One follower responds:

“As Imam Mahdi (a.s) is to bring new knowledge, his Yamani (a.s) is here presenting new knowledge.”

This sentence is critical.

Notice what happened.

The question was:

“What is the evidence?”

The answer becomes:

“This is new knowledge.”

The burden of proof disappears.

Instead of demonstrating why the ruling is true, the ruling is accepted because it originates from the divinely guided claimant.

This is one of the most important warning signs in high-control religious movements.

The source becomes more important than the evidence.


The Introduction of a Dangerous Principle

The same follower continues:

“Do not think that all he will say will already be in our books.”

This statement may sound harmless.

In reality it is enormously significant.

Why?

Because it creates a mechanism through which virtually any new teaching can be introduced.

If a teaching cannot be found in previous scripture:

The answer is:

“It is new knowledge.”

If a teaching contradicts previous understanding:

The answer is:

“It is new knowledge.”

If a teaching lacks historical precedent:

The answer is:

“It is new knowledge.”

Once followers accept this principle, the claimant gains almost unlimited theological flexibility.


A Genuine Question Meets Resistance

One participant, Abdelazeez, continues asking reasonable questions.

He writes:

“Why the exact age of 18 years has been mentioned.”

This is not rebellion.

This is not hostility.

It is simply a request for clarification.

Yet watch how the atmosphere changes.

Instead of receiving evidence, he begins receiving pressure.


Questioning Becomes Suspicion

One follower responds:

“I dont get it why your bringing up such a useless debate.”

Notice the shift.

The question is no longer being evaluated.

The questioner is being evaluated.

The focus moves from:

“Is the question valid?”

to

“Why are you asking it?”

This is a classic feature of closed systems.

Questions become suspect.

Curiosity becomes a problem.

The issue is no longer the argument.

The issue becomes the person asking.


The Attack Escalates

The same follower continues:

“You are just looking for things that you can attack.”

This is a major escalation.

The questioner never attacked anyone.

He simply asked for evidence.

Yet disagreement is quickly reframed as hostile intent.

This is psychologically important.

Once members learn that questioning is interpreted as opposition, many stop asking questions altogether.

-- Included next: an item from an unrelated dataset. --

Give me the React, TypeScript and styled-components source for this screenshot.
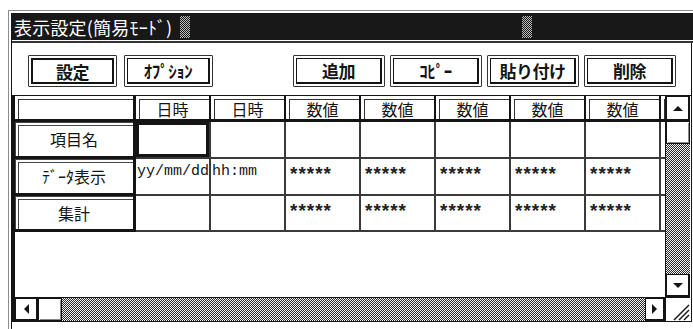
import styled, { createGlobalStyle } from "styled-components";

const GlobalStyle = createGlobalStyle`
  html, body { margin: 0; background: #fff; overflow: hidden; }
  * { box-sizing: border-box; }
`;

const JP = `"Noto Sans CJK JP", "Noto Sans", sans-serif`;
const MONO = `"Liberation Mono", "DejaVu Sans Mono", monospace`;
const INK = "#141414";
const CHECKER = `repeating-conic-gradient(#2a2a2a 0% 25%, #f4f4f4 0% 50%) 0 0 / 2px 2px`;

const SWindow = styled.div`
  margin: 10px 0 0 8px;
  width: 700px;
  height: 330px;
  border-top: 1px solid #8c8c8c;
  border-left: 1px solid #8c8c8c;
  padding: 2px 0 0 2px;
  background: #fff;
`;

const SFrame = styled.div`
  height: 100%;
  border-top: 1px solid ${INK};
  border-left: 1px solid ${INK};
`;

const STitleBar = styled.div`
  height: 26px;
  background: #181818;
  display: flex;
  align-items: center;
  padding-left: 2px;
`;

const STitle = styled.span`
  font-family: ${JP};
  font-size: 18px;
  line-height: 1;
  color: #fff;
  white-space: nowrap;
  letter-spacing: 0.2px;
`;

const SGrip = styled.span<{ $gap: number }>`
  margin-left: ${(p) => p.$gap}px;
  width: 10px;
  height: 22px;
  background: repeating-conic-gradient(#bbb 0% 25%, #181818 0% 50%) 0 0 / 2px 2px;
`;

const STitleRule = styled.div`
  height: 3px;
  border-top: 1px solid #fff;
  border-bottom: 2px solid #333;
`;

const SBody = styled.div`
  width: 680px;
  padding-top: 12px;
  border-right: 1px solid ${INK};
`;

const SToolbar = styled.div`
  display: flex;
  padding-left: 16px;
  height: 32px;
`;

const SButtonGroup = styled.div<{ $offset: number; $gap: number }>`
  display: flex;
  gap: ${(p) => p.$gap}px;
  margin-left: ${(p) => p.$offset}px;
`;

const SButton = styled.div<{ $width: number }>`
  width: ${(p) => p.$width}px;
  height: 32px;
  padding: 2px;
  border: 1px solid #333;
  border-radius: 1px;
  background: #fff;
`;

const SButtonFace = styled.span<{ $default?: boolean }>`
  display: flex;
  align-items: center;
  justify-content: center;
  height: 100%;
  border: 1px solid ${INK};
  border-right-width: 2px;
  border-bottom-width: 2px;
  ${(p) => p.$default && "border-width: 2px;"}
  font-family: ${JP};
  font-size: 17px;
  font-weight: 700;
  color: ${INK};
  letter-spacing: -0.5px;
`;

const SPanel = styled.div`
  margin-top: 8px;
  display: grid;
  grid-template-columns: 650px 25px;
  grid-template-rows: 201px 24px;
  border-left: 3px solid ${INK};
  border-top: 1px solid ${INK};
  border-bottom: 1px solid ${INK};
`;

const SViewport = styled.div`
  overflow: hidden;
  background: #fff;
`;

const SCellGrid = styled.div`
  display: grid;
  grid-template-columns: 121px repeat(8, 75px);
  grid-template-rows: 26px 37px 37px 36px;
  width: max-content;
`;

const SHeadCell = styled.div<{ $corner?: boolean }>`
  display: flex;
  justify-content: center;
  align-items: center;
  padding-top: 3px;
  border-right: ${(p) => (p.$corner ? 3 : 2)}px solid ${INK};
  border-bottom: 3px solid ${INK};
  box-shadow: inset 3px 3px 0 #fff, inset 4px 4px 0 #333;
  font-family: ${JP};
  font-size: 16px;
  line-height: 1;
  color: ${INK};
  overflow: hidden;
  white-space: nowrap;
`;

const SRowHead = styled.div`
  display: flex;
  justify-content: center;
  align-items: center;
  border-right: 3px solid ${INK};
  border-bottom: 3px solid ${INK};
  box-shadow: inset 1px 1px 0 #444, inset 3px 3px 0 #fff, inset 4px 4px 0 #444;
  font-family: ${JP};
  font-size: 16px;
  line-height: 1;
  color: ${INK};
`;

const SDataCell = styled.div<{ $selected?: boolean }>`
  padding: 5px 0 0 1px;
  border-right: 2px solid #3a3a3a;
  border-bottom: 2px solid #3a3a3a;
  ${(p) => p.$selected && `box-shadow: inset 0 0 0 3px ${INK};`}
  font-family: ${MONO};
  font-size: 15px;
  line-height: 1;
  color: ${INK};
  white-space: nowrap;
  overflow: hidden;
`;

const SStars = styled.span`
  display: block;
  margin-top: 2px;
  padding-left: 1px;
  font-size: 19px;
  font-weight: 700;
  letter-spacing: -3px;
  color: #222;
`;

const SVScroll = styled.div`
  display: flex;
  flex-direction: column;
  border-left: 1px solid ${INK};
`;

const SHScroll = styled.div`
  display: flex;
  border-top: 1px solid ${INK};
`;

const SArrowBtn = styled.div<{ $size: number }>`
  flex: 0 0 ${(p) => p.$size}px;
  display: flex;
  align-items: center;
  justify-content: center;
  background: #fff;
  border: 1px solid ${INK};
  border-right-width: 2px;
  border-bottom-width: 2px;
`;

const SThumb = styled.div<{ $size: number }>`
  flex: 0 0 ${(p) => p.$size}px;
  background: #fff;
  border: 1px solid ${INK};
  box-shadow: inset 1px 1px 0 #fff, inset -1px -1px 0 #888;
`;

const STrack = styled.div`
  flex: 1;
  background: ${CHECKER};
`;

const SCorner = styled.div`
  display: flex;
  align-items: flex-end;
  justify-content: flex-end;
  background: #fff;
  border-top: 1px solid ${INK};
  border-left: 1px solid ${INK};
`;

type Dir = "up" | "down" | "left" | "right";

function Arrow({ dir }: { dir: Dir }) {
  const pts: Record<Dir, string> = {
    up: "0,5 5,0 10,5",
    down: "0,0 10,0 5,5",
    left: "5,0 5,10 0,5",
    right: "0,0 5,5 0,10",
  };
  const vert = dir === "up" || dir === "down";
  return (
    <svg width={vert ? 10 : 5} height={vert ? 5 : 10}>
      <polygon points={pts[dir]} fill={INK} />
    </svg>
  );
}

function SizeGrip() {
  return (
    <svg width="22" height="22">
      <line x1="21" y1="6" x2="6" y2="21" stroke={INK} strokeWidth="1.5" />
      <line x1="21" y1="11" x2="11" y2="21" stroke={INK} strokeWidth="1.5" />
      <line x1="21" y1="16" x2="16" y2="21" stroke={INK} strokeWidth="1.5" />
    </svg>
  );
}

const headers = ["日時", "日時", "数値", "数値", "数値", "数値", "数値", "数値"];
const stars = "*****";

function App() {
  return (
    <>
      <GlobalStyle />
      <SWindow>
        <SFrame>
          <STitleBar>
            <STitle>表示設定(簡易ﾓｰﾄﾞ)</STitle>
            <SGrip $gap={8} />
            <SGrip $gap={332} />
          </STitleBar>
          <STitleRule />
          <SBody>
            <SToolbar>
              <SButtonGroup $offset={0} $gap={7}>
                <SButton $width={89}>
                  <SButtonFace $default>設定</SButtonFace>
                </SButton>
                <SButton $width={89}>
                  <SButtonFace>ｵﾌﾟｼｮﾝ</SButtonFace>
                </SButton>
              </SButtonGroup>
              <SButtonGroup $offset={80} $gap={5}>
                <SButton $width={92}>
                  <SButtonFace>追加</SButtonFace>
                </SButton>
                <SButton $width={92}>
                  <SButtonFace>ｺﾋﾟｰ</SButtonFace>
                </SButton>
                <SButton $width={92}>
                  <SButtonFace>貼り付け</SButtonFace>
                </SButton>
                <SButton $width={92}>
                  <SButtonFace>削除</SButtonFace>
                </SButton>
              </SButtonGroup>
            </SToolbar>

            <SPanel>
              <SViewport>
                <SCellGrid>
                  <SHeadCell $corner />
                  {headers.map((h, i) => (
                    <SHeadCell key={i}>{h}</SHeadCell>
                  ))}

                  <SRowHead>項目名</SRowHead>
                  {headers.map((_, i) => (
                    <SDataCell key={i} $selected={i === 0} />
                  ))}

                  <SRowHead>ﾃﾞｰﾀ表示</SRowHead>
                  <SDataCell>yy/mm/dd</SDataCell>
                  <SDataCell>hh:mm</SDataCell>
                  {headers.slice(2).map((_, i) => (
                    <SDataCell key={i}>
                      <SStars>{stars}</SStars>
                    </SDataCell>
                  ))}

                  <SRowHead>集計</SRowHead>
                  <SDataCell />
                  <SDataCell />
                  {headers.slice(2).map((_, i) => (
                    <SDataCell key={i}>
                      <SStars>{stars}</SStars>
                    </SDataCell>
                  ))}
                </SCellGrid>
              </SViewport>

              <SVScroll>
                <SArrowBtn $size={25}>
                  <Arrow dir="up" />
                </SArrowBtn>
                <SThumb $size={23} />
                <STrack />
                <SArrowBtn $size={23}>
                  <Arrow dir="down" />
                </SArrowBtn>
              </SVScroll>

              <SHScroll>
                <SArrowBtn $size={23}>
                  <Arrow dir="left" />
                </SArrowBtn>
                <SThumb $size={24} />
                <STrack />
                <SArrowBtn $size={20}>
                  <Arrow dir="right" />
                </SArrowBtn>
              </SHScroll>

              <SCorner>
                <SizeGrip />
              </SCorner>
            </SPanel>
          </SBody>
        </SFrame>
      </SWindow>
    </>
  );
}

export default App;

Loyalty Becomes More Important Than Evidence

The discussion becomes even more revealing:

“Why do you even care about the ruling of an Imam that you do not even believe in.”

This statement exposes a deeper assumption.

The implication is:

You should not question unless you already believe.

In other words:

Belief comes before investigation.

But healthy inquiry works in the opposite direction.

Investigation should come before belief.


The Circular Logic Appears

The follower continues:

“Is the answer for this question going to be some sort of proof for you?”

Notice what is happening.

The discussion is no longer about evidence.

It is about protecting authority.

The possibility that the question itself might expose a weakness is never considered.

Instead, questioning itself becomes the problem.


“The Veil” Argument

Another follower concludes:

“May Allah swt lift the veil from the heart in order to reach true understanding.”

This sounds spiritual.

Yet psychologically it performs an important function.

It subtly suggests that disagreement results from a defect in the questioner’s heart rather than a weakness in the teaching.

This is another common feature of high-control movements.

If you agree:

You understand.

If you disagree:

A veil covers your heart.

The belief system becomes self-protecting.


The Creation of a Closed Authority Structure

Taken together, the discussion reveals a clear pattern.

Step one:

A new teaching is introduced.

Step two:

Someone asks for evidence.

Step three:

The answer is “new knowledge.”

Step four:

The questioner is viewed with suspicion.

Step five:

Questioning becomes evidence of spiritual deficiency.

Step six:

The claimant’s authority remains untouched.

This structure makes meaningful criticism increasingly difficult.


Why This Matters

The issue is not whether temporary marriage is right or wrong.

The issue is not whether one agrees with Sunni or Shia jurisprudence.

The issue is authority.

What this discussion reveals is the gradual replacement of:

  • evidence,
  • scholarship,
  • historical analysis,
  • theological debate,

with confidence in a claimant.

The movement is teaching followers not merely what to think.

It is teaching them how to think.

And increasingly the answer is:

Trust the claimant.


Conclusion

This early discussion about temporary marriage reveals much more than a debate about jurisprudence.

It exposes a pattern that would become increasingly visible throughout the development of Ahmad al-Hassan’s movement.

Questions are tolerated only up to a point.

Evidence is replaced by appeals to “new knowledge.”

The claimant’s authority becomes the final answer.

Sincere inquiries are reframed as attacks.

Disagreement becomes evidence of spiritual blindness.

These are not merely theological issues.

They are structural features of high-control religious systems.

The significance of this thread is therefore not the subject of temporary marriage.

The significance is that it provides a rare glimpse into how authority was being centralized, protected, and elevated long before the later emergence of the Ahmadi Religion of Peace and Light.